Il sistema della “rappresentanza”, in Italia (e non solo), è in crisi da tempo a tutti i livelli: dalla politica al mondo sindacale, alle organizzazioni di categoria. E il mondo agricolo non sembra fare eccezione, almeno secondo l’ultimo sondaggio dell’Isvra (Istituto Italiano per lo Sviluppo Rurale e l’Agriturismo, www.isvra.eu). Che ha chiesto ad un panel di aziende prevalentemente agricole, ma anche agrituristiche e turistiche, quanto fossero soddisfate delle associazioni di categoria. Ebbene, per l’84% delle risposte il giudizio è negativo, al punto che il 37% ritiene che la quota associativa pagata serva a poco, il 47% addirittura a nulla. Solo il 2% si dichiara molto soddisfatto, e un 14% abbastanza soddisfatto.
Se questo è il clima generale, va appena un po’ meglio sull’attività svolta dalle organizzazione per i servizi di informazione su norme e finanziamenti (l’81% dei giudizi è negativo, solo il 7% è molto soddisfatto, e il12% abbastanza soddisfatto) e di assistenza fiscale e burocratica (il 79% giudica comunque negativamente, il 5% è molto soddisfatto e il 16% abbastanza soddisfatto).
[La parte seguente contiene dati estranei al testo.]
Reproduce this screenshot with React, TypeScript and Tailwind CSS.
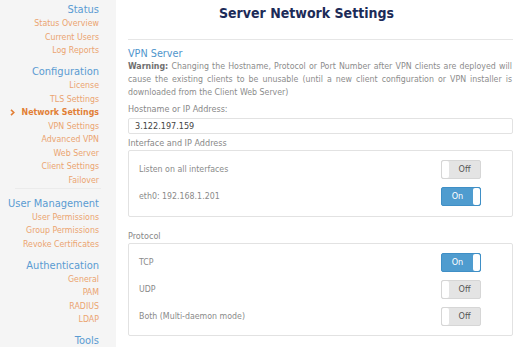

Peggio che mai, invece, la percezione della tutela degli interessi della categoria: contrasto alla burocrazia (2% molto soddisfatto, 10% abbastanza soddisfatto), capacità di orientare favorevolmente norme comunitarie, statali e regionali (2% molto soddisfatto, 7% abbastanza soddisfatto), influenza sulla progettualità economica del Governo, a medio e lungo termine (2% molto soddisfatto, 5% abbastanza soddisfatto). La debolezza dell’azione sindacale è attribuita soprattutto alla poca (38%) o assente (48%) indipendenza dai partiti politici. Ancora, sono reputate di scarsa utilità l’organizzazione di convegni e manifestazioni (poco utili per il 29%, addirittura inutili per il 59%) e la stipula di convenzioni con banche ed enti vari (ritenute poco utili dal 58% dei rispondenti, inutili per il 35%).
“E’ vero - dichiara il presidente di Isvra, Mario Pusceddu - che in tempi di crisi si tende a rivolgere il malcontento verso le istituzioni, ma non basta questo a spiegare un giudizio così negativo sulle associazioni di categoria. È evidente che è sempre più profonda la frattura fra i vertici della rappresentanza e le imprese di cui si dovrebbero tutelare gli interessi. È altrettanto evidente che le associazioni di categoria, come peraltro anche i partiti politici, sono generalmente malate di improvvisazione, fragilità organizzativa, deficienza di competenze; per mascherare questi limiti, soprattutto di fronte ai soci, ricorrono a una pioggia di dichiarazioni pubbliche il più delle volte estemporanee quanto prive di seguito, coerente e duraturo, nella propria azione sindacale. A quanto pare i soci se ne sono accorti”.